*Requirements:* Give the count of lines in the data that include the string "this", with no added remarks.

*Record list:*

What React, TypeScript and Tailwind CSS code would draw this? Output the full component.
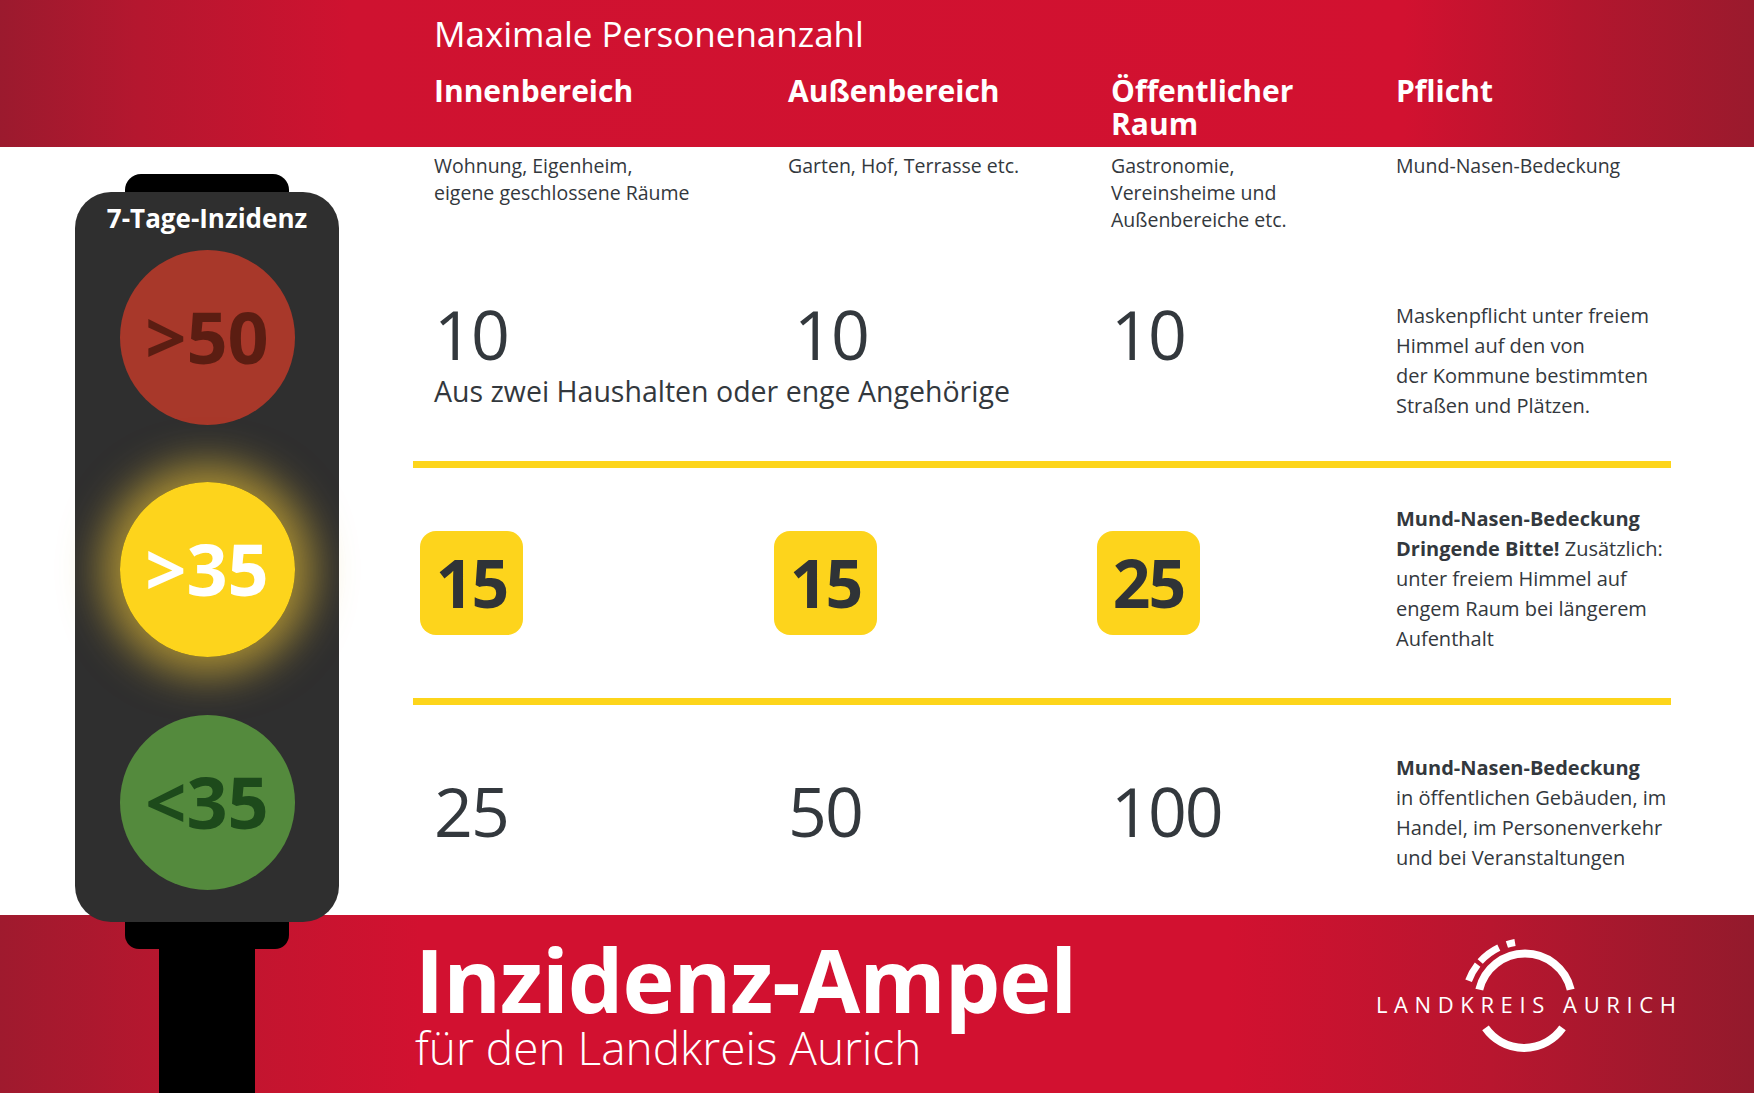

==

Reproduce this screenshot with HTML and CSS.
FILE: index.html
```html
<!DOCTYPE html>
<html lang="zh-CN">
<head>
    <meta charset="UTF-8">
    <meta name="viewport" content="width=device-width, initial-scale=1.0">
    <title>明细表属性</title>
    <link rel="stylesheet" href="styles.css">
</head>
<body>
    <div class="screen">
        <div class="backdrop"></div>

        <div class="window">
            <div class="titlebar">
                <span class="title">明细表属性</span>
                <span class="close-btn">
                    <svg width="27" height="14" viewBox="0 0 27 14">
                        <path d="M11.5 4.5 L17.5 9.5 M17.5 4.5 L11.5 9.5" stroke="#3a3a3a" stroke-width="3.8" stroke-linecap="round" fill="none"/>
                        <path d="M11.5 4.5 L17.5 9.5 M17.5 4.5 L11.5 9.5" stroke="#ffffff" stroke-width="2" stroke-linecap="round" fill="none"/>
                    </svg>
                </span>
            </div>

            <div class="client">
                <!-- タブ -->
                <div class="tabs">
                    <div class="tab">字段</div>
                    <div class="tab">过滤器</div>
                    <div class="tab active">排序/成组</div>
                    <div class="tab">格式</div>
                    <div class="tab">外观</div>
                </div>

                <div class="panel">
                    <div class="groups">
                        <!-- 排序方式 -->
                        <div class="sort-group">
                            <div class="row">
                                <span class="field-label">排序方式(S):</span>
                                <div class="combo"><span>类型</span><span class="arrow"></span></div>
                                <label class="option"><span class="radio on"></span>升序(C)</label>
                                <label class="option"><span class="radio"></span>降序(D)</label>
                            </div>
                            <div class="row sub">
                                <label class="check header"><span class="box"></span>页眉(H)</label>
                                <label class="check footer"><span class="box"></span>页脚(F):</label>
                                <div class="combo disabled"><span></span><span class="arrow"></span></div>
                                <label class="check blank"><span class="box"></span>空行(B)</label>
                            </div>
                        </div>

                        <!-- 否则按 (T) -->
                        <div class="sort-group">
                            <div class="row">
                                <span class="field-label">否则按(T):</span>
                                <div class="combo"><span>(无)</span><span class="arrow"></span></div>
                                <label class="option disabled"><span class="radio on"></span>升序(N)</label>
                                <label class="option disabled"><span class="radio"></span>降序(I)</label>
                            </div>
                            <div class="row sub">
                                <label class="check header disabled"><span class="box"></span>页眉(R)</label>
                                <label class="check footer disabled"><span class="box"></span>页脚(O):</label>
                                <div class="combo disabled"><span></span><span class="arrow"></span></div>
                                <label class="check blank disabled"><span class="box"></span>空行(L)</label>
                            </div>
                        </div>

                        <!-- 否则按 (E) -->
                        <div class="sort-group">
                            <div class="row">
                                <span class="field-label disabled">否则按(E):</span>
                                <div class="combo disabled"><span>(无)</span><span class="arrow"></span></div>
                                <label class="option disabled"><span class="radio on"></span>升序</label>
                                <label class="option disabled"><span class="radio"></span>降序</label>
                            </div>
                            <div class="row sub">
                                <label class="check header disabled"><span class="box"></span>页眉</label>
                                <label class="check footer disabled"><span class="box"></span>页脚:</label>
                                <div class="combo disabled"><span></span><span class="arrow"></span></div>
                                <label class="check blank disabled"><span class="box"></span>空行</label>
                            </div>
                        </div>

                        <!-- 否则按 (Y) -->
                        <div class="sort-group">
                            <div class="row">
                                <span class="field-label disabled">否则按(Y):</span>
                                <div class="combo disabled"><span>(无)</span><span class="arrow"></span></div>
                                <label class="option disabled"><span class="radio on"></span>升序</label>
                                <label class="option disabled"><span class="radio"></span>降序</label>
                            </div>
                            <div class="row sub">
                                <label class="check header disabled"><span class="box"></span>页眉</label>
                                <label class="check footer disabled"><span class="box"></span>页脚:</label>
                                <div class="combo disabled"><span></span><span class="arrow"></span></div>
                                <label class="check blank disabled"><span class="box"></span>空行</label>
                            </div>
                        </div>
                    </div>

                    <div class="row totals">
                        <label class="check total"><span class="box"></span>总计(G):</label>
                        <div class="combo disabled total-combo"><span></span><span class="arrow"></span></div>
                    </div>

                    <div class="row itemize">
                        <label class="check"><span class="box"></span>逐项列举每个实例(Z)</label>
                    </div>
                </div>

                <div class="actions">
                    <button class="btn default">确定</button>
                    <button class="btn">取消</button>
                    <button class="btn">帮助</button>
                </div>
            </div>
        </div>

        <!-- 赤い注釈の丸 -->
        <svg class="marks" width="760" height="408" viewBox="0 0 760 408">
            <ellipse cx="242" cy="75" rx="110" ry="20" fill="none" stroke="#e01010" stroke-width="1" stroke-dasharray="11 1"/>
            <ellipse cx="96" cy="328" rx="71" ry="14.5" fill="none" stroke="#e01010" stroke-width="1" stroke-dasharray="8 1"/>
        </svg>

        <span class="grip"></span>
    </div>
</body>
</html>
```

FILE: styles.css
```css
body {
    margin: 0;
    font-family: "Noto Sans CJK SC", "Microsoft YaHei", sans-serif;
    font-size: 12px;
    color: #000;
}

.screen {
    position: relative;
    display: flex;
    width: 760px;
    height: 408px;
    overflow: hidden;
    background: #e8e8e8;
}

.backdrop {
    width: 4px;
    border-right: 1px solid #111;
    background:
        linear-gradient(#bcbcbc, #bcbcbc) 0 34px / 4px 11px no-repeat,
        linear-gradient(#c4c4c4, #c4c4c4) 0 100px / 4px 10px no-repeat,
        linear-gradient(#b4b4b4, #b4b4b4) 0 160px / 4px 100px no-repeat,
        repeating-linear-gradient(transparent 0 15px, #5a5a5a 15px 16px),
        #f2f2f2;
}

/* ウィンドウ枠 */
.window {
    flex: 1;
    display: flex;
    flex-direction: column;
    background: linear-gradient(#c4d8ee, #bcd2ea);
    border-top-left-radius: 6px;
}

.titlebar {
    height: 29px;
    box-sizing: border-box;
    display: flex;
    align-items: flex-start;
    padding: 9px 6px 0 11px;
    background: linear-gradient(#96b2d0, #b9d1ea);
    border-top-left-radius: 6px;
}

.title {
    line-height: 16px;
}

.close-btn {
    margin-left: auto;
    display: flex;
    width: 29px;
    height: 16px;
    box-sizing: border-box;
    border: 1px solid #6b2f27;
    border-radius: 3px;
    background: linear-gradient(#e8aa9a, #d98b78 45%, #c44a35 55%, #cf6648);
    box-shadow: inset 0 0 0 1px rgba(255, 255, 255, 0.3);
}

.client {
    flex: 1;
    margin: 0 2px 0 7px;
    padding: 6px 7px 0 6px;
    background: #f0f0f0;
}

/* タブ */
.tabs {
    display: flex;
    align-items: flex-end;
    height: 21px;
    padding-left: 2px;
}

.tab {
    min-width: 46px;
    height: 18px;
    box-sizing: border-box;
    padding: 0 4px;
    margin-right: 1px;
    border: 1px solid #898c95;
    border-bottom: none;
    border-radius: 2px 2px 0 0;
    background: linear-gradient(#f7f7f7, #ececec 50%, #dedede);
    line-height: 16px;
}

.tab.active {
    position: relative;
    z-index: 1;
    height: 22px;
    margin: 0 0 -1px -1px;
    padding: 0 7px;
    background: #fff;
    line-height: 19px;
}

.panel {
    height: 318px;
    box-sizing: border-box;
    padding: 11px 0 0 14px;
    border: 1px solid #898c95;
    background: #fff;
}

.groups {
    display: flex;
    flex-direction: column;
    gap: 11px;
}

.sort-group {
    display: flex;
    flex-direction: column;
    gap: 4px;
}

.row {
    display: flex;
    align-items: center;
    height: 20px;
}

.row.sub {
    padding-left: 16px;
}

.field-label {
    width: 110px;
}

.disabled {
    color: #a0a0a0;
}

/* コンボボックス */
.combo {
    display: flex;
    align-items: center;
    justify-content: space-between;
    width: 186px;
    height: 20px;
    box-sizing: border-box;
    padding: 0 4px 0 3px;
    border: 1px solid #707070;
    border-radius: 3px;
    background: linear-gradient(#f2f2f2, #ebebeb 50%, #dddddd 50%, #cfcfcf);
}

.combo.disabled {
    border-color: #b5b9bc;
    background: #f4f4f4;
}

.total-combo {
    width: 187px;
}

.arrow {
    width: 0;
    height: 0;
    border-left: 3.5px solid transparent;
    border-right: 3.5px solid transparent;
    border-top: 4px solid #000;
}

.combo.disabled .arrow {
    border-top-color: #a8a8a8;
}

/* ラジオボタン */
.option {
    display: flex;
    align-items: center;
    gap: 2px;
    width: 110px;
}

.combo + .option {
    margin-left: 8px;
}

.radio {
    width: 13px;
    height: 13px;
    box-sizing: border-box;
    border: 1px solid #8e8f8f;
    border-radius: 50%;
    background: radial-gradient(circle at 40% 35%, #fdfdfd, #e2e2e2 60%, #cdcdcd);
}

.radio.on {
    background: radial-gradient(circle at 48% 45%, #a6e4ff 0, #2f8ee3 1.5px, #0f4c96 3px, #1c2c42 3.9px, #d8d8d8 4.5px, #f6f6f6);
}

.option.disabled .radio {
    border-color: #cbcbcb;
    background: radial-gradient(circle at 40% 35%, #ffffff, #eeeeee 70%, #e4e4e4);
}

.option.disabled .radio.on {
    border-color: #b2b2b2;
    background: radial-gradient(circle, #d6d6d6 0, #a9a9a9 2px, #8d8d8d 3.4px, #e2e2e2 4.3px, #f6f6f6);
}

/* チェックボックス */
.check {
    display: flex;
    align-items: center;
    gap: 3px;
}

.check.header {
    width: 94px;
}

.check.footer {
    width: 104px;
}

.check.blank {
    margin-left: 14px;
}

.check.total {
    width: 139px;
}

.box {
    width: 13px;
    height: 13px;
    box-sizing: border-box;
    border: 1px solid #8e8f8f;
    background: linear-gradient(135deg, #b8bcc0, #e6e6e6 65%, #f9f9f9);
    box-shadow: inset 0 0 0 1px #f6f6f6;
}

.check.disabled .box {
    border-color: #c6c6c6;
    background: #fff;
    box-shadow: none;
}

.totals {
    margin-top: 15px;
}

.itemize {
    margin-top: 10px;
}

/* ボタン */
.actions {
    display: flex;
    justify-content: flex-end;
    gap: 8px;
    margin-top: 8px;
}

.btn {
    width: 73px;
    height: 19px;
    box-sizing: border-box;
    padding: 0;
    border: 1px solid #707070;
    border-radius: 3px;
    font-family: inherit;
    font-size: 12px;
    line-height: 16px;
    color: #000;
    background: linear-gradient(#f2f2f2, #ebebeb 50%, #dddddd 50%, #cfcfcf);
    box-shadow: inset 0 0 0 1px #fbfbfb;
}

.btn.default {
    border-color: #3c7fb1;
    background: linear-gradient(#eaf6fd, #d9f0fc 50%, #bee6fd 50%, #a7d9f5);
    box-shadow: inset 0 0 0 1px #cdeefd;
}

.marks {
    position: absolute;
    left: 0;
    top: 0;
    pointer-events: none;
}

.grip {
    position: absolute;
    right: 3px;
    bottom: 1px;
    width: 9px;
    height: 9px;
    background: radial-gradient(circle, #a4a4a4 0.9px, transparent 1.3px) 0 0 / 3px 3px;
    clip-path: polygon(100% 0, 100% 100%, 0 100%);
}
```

*Task result:* 2